Synergistic effect of MOF@Pt@MOF-B(OH)2 in biosensing platform: The combined action of boronic acid groups and composite MOF applied to dual-mode detection and portable smartphone sensing of bacteria in food

Abstract

Bacterial contamination in food constitutes a grave menace to the global public health. Consequently, the rapid detection of foodborne bacteria is of paramount importance for addressing the increasingly severe challenges. Herein, a multifunctional MOF@Pt@MOF-B(OH)₂ was developed, integrating colorimetric-fluorescence detection and smartphone sensing to create a novel biosensing platform for the detection of Escherichia coli (E. coli) in food. The MOF@Pt@MOF-B(OH)₂ exhibited exceptional enzymatic activity and fluorescence property owing to its composite structure, as well as its ability to recognize bacterial glycoproteins through boronic acid groups.
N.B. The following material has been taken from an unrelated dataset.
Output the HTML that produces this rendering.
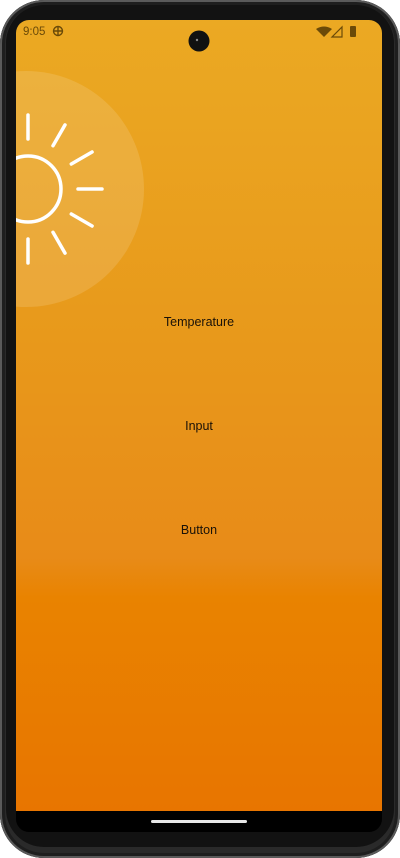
<!DOCTYPE html>
<html><head><meta charset="utf-8"><style>
html,body{margin:0;padding:0;background:#fff;}
body{width:400px;height:858px;position:relative;overflow:hidden;font-family:"Liberation Sans",sans-serif;}
.body{position:absolute;left:0;top:0;width:400px;height:858px;border-radius:44px;background:#2a2a2a;box-shadow:inset 0 0 0 2px #5a5a5a,inset 0 0 0 5px #1e1e1e;}
.bezel{position:absolute;left:6px;top:5px;width:388px;height:842px;border-radius:38px;background:#121212;}
.screen{position:absolute;left:16px;top:20px;width:366px;height:812px;border-radius:13px;overflow:hidden;background:#000;}
.app{position:absolute;left:0;top:0;width:366px;height:791px;background:linear-gradient(180deg,#eba923 0%,#e8991b 40%,#e88b18 68%,#e98300 73%,#e87500 100%);overflow:hidden;}
.lbl{position:absolute;left:0;width:366px;text-align:center;font-size:12.5px;color:#1a1208;}
.pill{position:absolute;left:135px;top:800px;width:96px;height:3px;border-radius:2px;background:#e8e8e8;}
</style></head><body>
<div class="body"></div>
<div class="bezel"></div>
<div class="screen">
 <div class="app">
  <svg width="366" height="791" style="position:absolute;left:0;top:0">
   <circle cx="10" cy="169" r="118" fill="rgba(255,255,255,0.13)"/>
   <g stroke="#fff" stroke-width="3.5" fill="none" stroke-linecap="round">
    <circle cx="12" cy="169" r="33"/>
    <g transform="translate(12,169)">
     <line x1="0" y1="-50" x2="0" y2="-74"/>
     <line x1="0" y1="-50" x2="0" y2="-74" transform="rotate(30)"/>
     <line x1="0" y1="-50" x2="0" y2="-74" transform="rotate(60)"/>
     <line x1="0" y1="-50" x2="0" y2="-74" transform="rotate(90)"/>
     <line x1="0" y1="-50" x2="0" y2="-74" transform="rotate(120)"/>
     <line x1="0" y1="-50" x2="0" y2="-74" transform="rotate(150)"/>
     <line x1="0" y1="-50" x2="0" y2="-74" transform="rotate(180)"/>
    </g>
   </g>
   <text x="7" y="15" font-family="Liberation Sans" font-size="11.5" fill="#6b4a08">9:05</text>
   <g transform="translate(42,11)" stroke="#6b4a08" fill="none" stroke-width="1.4">
    <circle r="4.5"/><line x1="-5" y1="0" x2="5" y2="0"/><line x1="0" y1="-5" x2="0" y2="5"/>
   </g>
   <path d="M300 9 Q308 4 316 9 L308 17 Z" fill="#6b4a08"/>
   <path d="M326 7 L326 17 L316 17 Z" fill="none" stroke="#6b4a08" stroke-width="1.2"/>
   <rect x="334" y="6" width="6" height="11" rx="1" fill="#6b4a08"/>
   <circle cx="183" cy="21" r="10.5" fill="#111"/>
   <circle cx="181" cy="20" r="1.2" fill="#888"/>
  </svg>
  <div class="lbl" style="top:295px">Temperature</div>
  <div class="lbl" style="top:399px">Input</div>
  <div class="lbl" style="top:503px">Button</div>
 </div>
 <div class="pill"></div>
</div>
</body></html>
This enabled selective identification of glycosylated sites on the surface of E. coli through covalent interactions, thereby amplifying the detection signal. The colorimetric-fluorescence platform achieved selective detection of E. coli, boasting a detection limit of 2 and 1 CFU/mL within a linear detection range of 1.5 × 10¹–1.5 × 10⁴ CFU/mL. This dual-mode strategy demonstrated remarkable specificity and interference resistance, achieving good recovery rates (91.76 %–108.73 %) in food samples with a relative standard deviation (RSD) below 4.72 %. Additionally, recognizing the importance of portable detection for on-site monitoring, a smartphone-mediated portable detection device was developed for real-time use. This device similarly could detect E. coli with high sensitivity and showed excellent practical application potential, achieving recovery rates from 95.57 % to 98.61 %, with RSD values below 2.56 %. These results fully demonstrated the effectiveness of the sensing platform for detecting E. coli in food.